Hotel at a Glance: San Diego La Jolla Hotel
The newly restored hotel is located in San Diego's Golden Triangle, 15 miles from downtown San Diego and close to the Pacific Ocean's shores. At this upscale spot, you'll be able to choose from two new onsite restaurants, dive into the heated outdoor pool, or simply hang out in your posh room and enjoy the view.
- 15 miles from: downtown San Diego, and 13 miles from the San Diego Zoo
- Craft brews and local eats can be had at Amuse, the hotel's newly designed restaurant and bar. You can opt for a casual breakfast at the onsite Fresh restaurant.
- Splash into the heated outdoor pool, or soak up some California sun in a lounge chair on the sun deck.
- Chic rooms feature sleek wooden furnishings and sweeping views of La Jolla.
- Don't miss an Aqua Adventures tour of one of the seven sea caves located a short drive from the hotel.
San Diego, California: Historical Attractions and Electric Nightlife in Southern California
San Diego's sunny, comfortably warm weather and 70 miles of coastline have long attracted vacationing out-of-towners, but the city's inland scene is no slouch, either. The Gaslamp Quarter is arguably one of the trendiest listings on the National Register of Historic Places. The area forms both the historic center of town and a hub of San Diego nightlife, with nearly 100 Victorian-era buildings now occupied by high-end boutiques, jewelers, and gourmet restaurants.
During the day, a stroll through iconic Balboa Park takes you past 17 separate museums, as well as the world-famous and much beloved San Diego Zoo. There's also the vibrant Spanish Village Art Center, a living gallery where local artists continuously produce pottery, handblown glass, and oil paintings for sale.

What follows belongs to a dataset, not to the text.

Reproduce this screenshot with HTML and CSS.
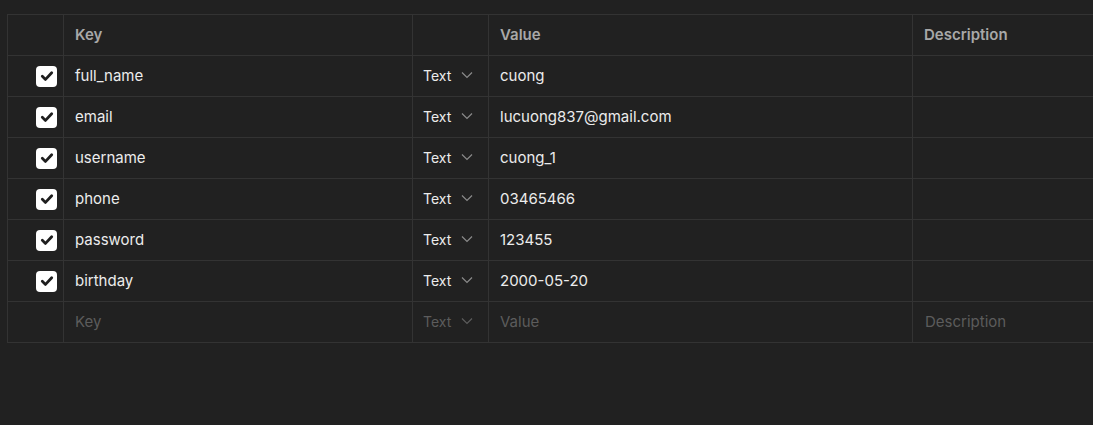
FILE: index.html
```html
<!DOCTYPE html>
<html>
<head>
<meta charset="utf-8">
<link rel="stylesheet" href="styles.css">
</head>
<body>
<div class="table">
  <div class="cell head"></div>
  <div class="cell head">Key</div>
  <div class="cell head"></div>
  <div class="cell head">Value</div>
  <div class="cell head">Description</div>

  <div class="cell chk"><span class="box"><svg viewBox="0 0 20 20" width="20" height="20"><path d="M5.3 10.3l3.2 3.1 6.2-6.6" fill="none" stroke="#1e1e1e" stroke-width="2.8" stroke-linecap="round" stroke-linejoin="round"/></svg></span></div>
  <div class="cell">full_name</div>
  <div class="cell type">Text<svg class="chev" viewBox="0 0 12 8" width="12" height="8"><path d="M1 1.5l5 5 5-5" fill="none" stroke="currentColor" stroke-width="1.2"/></svg></div>
  <div class="cell">cuong</div>
  <div class="cell"></div>

  <div class="cell chk"><span class="box"><svg viewBox="0 0 20 20" width="20" height="20"><path d="M5.3 10.3l3.2 3.1 6.2-6.6" fill="none" stroke="#1e1e1e" stroke-width="2.8" stroke-linecap="round" stroke-linejoin="round"/></svg></span></div>
  <div class="cell">email</div>
  <div class="cell type">Text<svg class="chev" viewBox="0 0 12 8" width="12" height="8"><path d="M1 1.5l5 5 5-5" fill="none" stroke="currentColor" stroke-width="1.2"/></svg></div>
  <div class="cell">lucuong837@gmail.com</div>
  <div class="cell"></div>

  <div class="cell chk"><span class="box"><svg viewBox="0 0 20 20" width="20" height="20"><path d="M5.3 10.3l3.2 3.1 6.2-6.6" fill="none" stroke="#1e1e1e" stroke-width="2.8" stroke-linecap="round" stroke-linejoin="round"/></svg></span></div>
  <div class="cell">username</div>
  <div class="cell type">Text<svg class="chev" viewBox="0 0 12 8" width="12" height="8"><path d="M1 1.5l5 5 5-5" fill="none" stroke="currentColor" stroke-width="1.2"/></svg></div>
  <div class="cell">cuong_1</div>
  <div class="cell"></div>

  <div class="cell chk"><span class="box"><svg viewBox="0 0 20 20" width="20" height="20"><path d="M5.3 10.3l3.2 3.1 6.2-6.6" fill="none" stroke="#1e1e1e" stroke-width="2.8" stroke-linecap="round" stroke-linejoin="round"/></svg></span></div>
  <div class="cell">phone</div>
  <div class="cell type">Text<svg class="chev" viewBox="0 0 12 8" width="12" height="8"><path d="M1 1.5l5 5 5-5" fill="none" stroke="currentColor" stroke-width="1.2"/></svg></div>
  <div class="cell">03465466</div>
  <div class="cell"></div>

  <div class="cell chk"><span class="box"><svg viewBox="0 0 20 20" width="20" height="20"><path d="M5.3 10.3l3.2 3.1 6.2-6.6" fill="none" stroke="#1e1e1e" stroke-width="2.8" stroke-linecap="round" stroke-linejoin="round"/></svg></span></div>
  <div class="cell">password</div>
  <div class="cell type">Text<svg class="chev" viewBox="0 0 12 8" width="12" height="8"><path d="M1 1.5l5 5 5-5" fill="none" stroke="currentColor" stroke-width="1.2"/></svg></div>
  <div class="cell">123455</div>
  <div class="cell"></div>

  <div class="cell chk"><span class="box"><svg viewBox="0 0 20 20" width="20" height="20"><path d="M5.3 10.3l3.2 3.1 6.2-6.6" fill="none" stroke="#1e1e1e" stroke-width="2.8" stroke-linecap="round" stroke-linejoin="round"/></svg></span></div>
  <div class="cell">birthday</div>
  <div class="cell type">Text<svg class="chev" viewBox="0 0 12 8" width="12" height="8"><path d="M1 1.5l5 5 5-5" fill="none" stroke="currentColor" stroke-width="1.2"/></svg></div>
  <div class="cell">2000-05-20</div>
  <div class="cell"></div>

  <div class="cell"></div>
  <div class="cell ph">Key</div>
  <div class="cell type ph">Text<svg class="chev" viewBox="0 0 12 8" width="12" height="8"><path d="M1 1.5l5 5 5-5" fill="none" stroke="currentColor" stroke-width="1.2"/></svg></div>
  <div class="cell ph">Value</div>
  <div class="cell ph desc">Description</div>
</div>
</body>
</html>
```
FILE: styles.css
```css
html, body {
  margin: 0;
  padding: 0;
  background: #212121;
  overflow: hidden;
}
body {
  padding: 14px 0 0 7px;
  font-family: Inter, "Noto Sans", sans-serif;
  font-size: 15px;
  color: #ececec;
  width: 1200px;
}
.table {
  display: grid;
  grid-template-columns: 56px 349px 76px 424px 220px;
  grid-auto-rows: 41px;
  border-top: 1px solid #333333;
  border-left: 1px solid #333333;
  width: max-content;
}
.cell {
  border-right: 1px solid #333333;
  border-bottom: 1px solid #333333;
  display: flex;
  align-items: center;
  padding-left: 11px;
  padding-bottom: 2px;
  white-space: nowrap;
}
.head {
  font-weight: 600;
  color: #a8a8a8;
}
.chk {
  padding-left: 0;
  padding-bottom: 0;
  justify-content: flex-end;
  padding-right: 6px;
}
.box {
  width: 21px;
  height: 21px;
  background: #ffffff;
  border-radius: 4px;
  display: flex;
  align-items: center;
  justify-content: center;
}
.type {
  justify-content: flex-start;
  font-size: 14px;
  padding-left: 10px;
}
.chev {
  margin-left: 10px;
  color: #8a8a8a;
}
.ph {
  color: #5c5c5c;
}
.ph .chev {
  color: #5c5c5c;
}
.desc {
  padding-left: 12px;
}
```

Farther north, in Old Town—site of the first European settlement in California—shops in Mission-style stucco buildings sell colorful wrestling masks, woven baskets, and maracas. Nearby stands The Whaley House Museum, dubbed one of the Most Terrifying Places in America by the Travel Channel. Ghosts of former residents are said to inhabit the rooms, which are filled with Victorian furniture, eerie dolls, and squeegees for ectoplasm cleanup.